Initially, our database is empty, so if we want to store anything in it, we'll need to create at least one table, which we can do with a SQL statement called CREATE TABLE, an example of which is below.


CREATE TABLE person(
    person_id INTEGER PRIMARY KEY,
    name TEXT,
    age INTEGER
) STRICT;

There are a few things to take note of here.

Words written in uppercase are SQL keywords, which is to say that they're words that have special meaning in SQL, similar to words like def or class in Python. (There's no requirement that they be written in uppercase, but we'll stick to that convention for the sake of readability.)
Unlike in Python, whitespace (e.g., newlines and indention) does not have syntactic meaning in SQL, but we'll still aim to lay out our statements in a way that makes them readable for people.
We'll use a semicolon to end each of our statements, to make clear to SQLite that there is no more text in a statement. (This is not strictly necessary, but, like our use of readable spacing, is hygenic.)
We've given our table a name: person. (Though it's not an absolute requirement, when we give names to things, we'll use the same naming convention we use in Python, with words made up of lowercase letters, separated by underscores.)
We've specified that our table is made up of three columns, each of which has a name (like person_id or name) and a type (like INTEGER or TEXT). (We'll want every column to have a type explicitly specified for it.)
We've also specified that the person_id column is the table's primary key. (We'll always want to specify the primary key of every table we create.)
Finally, we've specified that our table is what SQLite calls STRICT, which instructs SQLite to require the types of values stored in each column to match the type specified for that column. (Strangely, this is not SQLite's default; when not specified as strict, a table allows any type of value to be stored anywhere. We'll always want our tables to be strict, because the only flexibility we'll have lost is the flexibility for our data not to match what we've said are the constraints that should limit it.)

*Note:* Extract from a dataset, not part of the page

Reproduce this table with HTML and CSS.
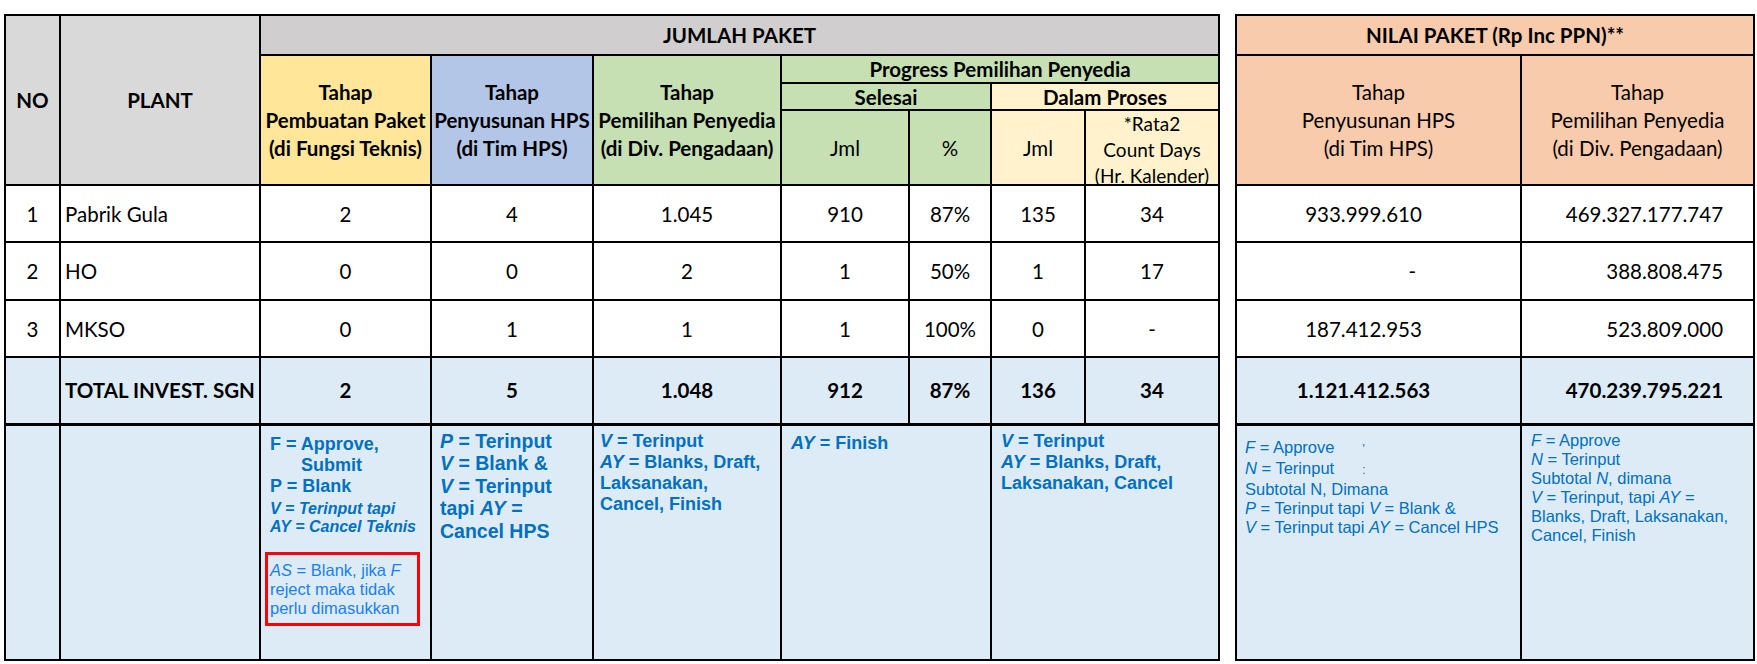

Asking SQLite to execute our statement can be done by calling the execute method on our connection, passing it the statement as a Python string.


>>> connection.execute(
...     '''
...     CREATE TABLE person(
...         person_id INTEGER PRIMARY KEY,
...         name TEXT,
...         age INTEGER
...     ) STRICT;
...     ''')
...
    <sqlite3.Cursor object at 0x000001EC2EA93F40>

The execute method returns an object called a cursor, which allows us to access any data returned to us by SQLite. In this case, there's no data available — not all SQL statements return data to us — so there's nothing the cursor can do for us here.

In every database, SQLite maintains metadata, which describes the structure of the database, such as the names of each of the tables. The metadata is stored in the same kinds of tables that the rest of database is, which means we can interact with it the same way we interact with any other data. As a result, we can verify that our new person table exists by running a query, which is a kind of statement that allows us to access existing data already in the database. We write queries in SQL using a statement called SELECT. In its simplest form, SELECT returns every row of a table, though we can ask for only the columns whose values we need.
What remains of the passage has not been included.